This reference is suitable for scholars involved in advanced courses in mathematics and engineering (civil engineering/materials engineering). Professionals involved in developing analytical tools for materials and construction testing can also benefit from the methods presented in the book.


Scholars at the graduate and postgraduate levels in mathematics, civil engineering, and materials science; researchers and engineering professionals involved in the making of programs and numerical tools to assess problems in construction projects


Articles on Trefftz and fundamental solution-based finite element methods (FEM), also known as boundary type FEM, have been published widely in journals attracting the attention of both researchers and engineers with backgrounds in materials science, mechanical engineering, applied physics, mechanics of solids, and applied mathematics. There is, however, not a single-volumed document that can provide both comprehensive and technically detailed coverage of this field that has been available up to the present. Now it seems timely to collect the research results and to present a collective approach of these useful but scattered data, while this data should be made available to professional researchers, scientists, engineers and students in materials engineering and applied mechanics, e.g., physicists, mechanical and materials scientists.

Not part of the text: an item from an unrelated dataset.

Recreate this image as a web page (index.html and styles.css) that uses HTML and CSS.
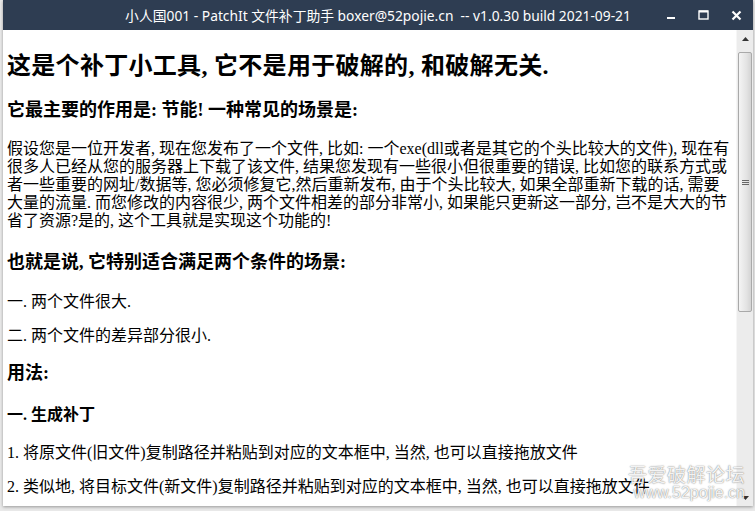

Unique in its direct and comprehensive approach, the aim of this book is to fill the gap mentioned above and present fundamental knowledge of boundary type FEM and comprehensive treatment of its algorithms. The volume summarizes the current state of practice and presents the most recent research outcomes in the subject. It details the development of each of the ideas and techniques beginning with fundamental principles, and new concepts are illustrated with simple examples wherever possible.

This book will be more focused on fundamental aspects of Trefftz FEM and fundamental solution based-FEM. The book will be written for scientists and engineers working in industry and academia. A major distinction in comparison with other books will be that it will provide a comprehensive, up-to-date perspective from well-known, distinguished scientists and experts in the field. Indeed, there is no such book out there at present and we believe this book has significant potential to make a real difference.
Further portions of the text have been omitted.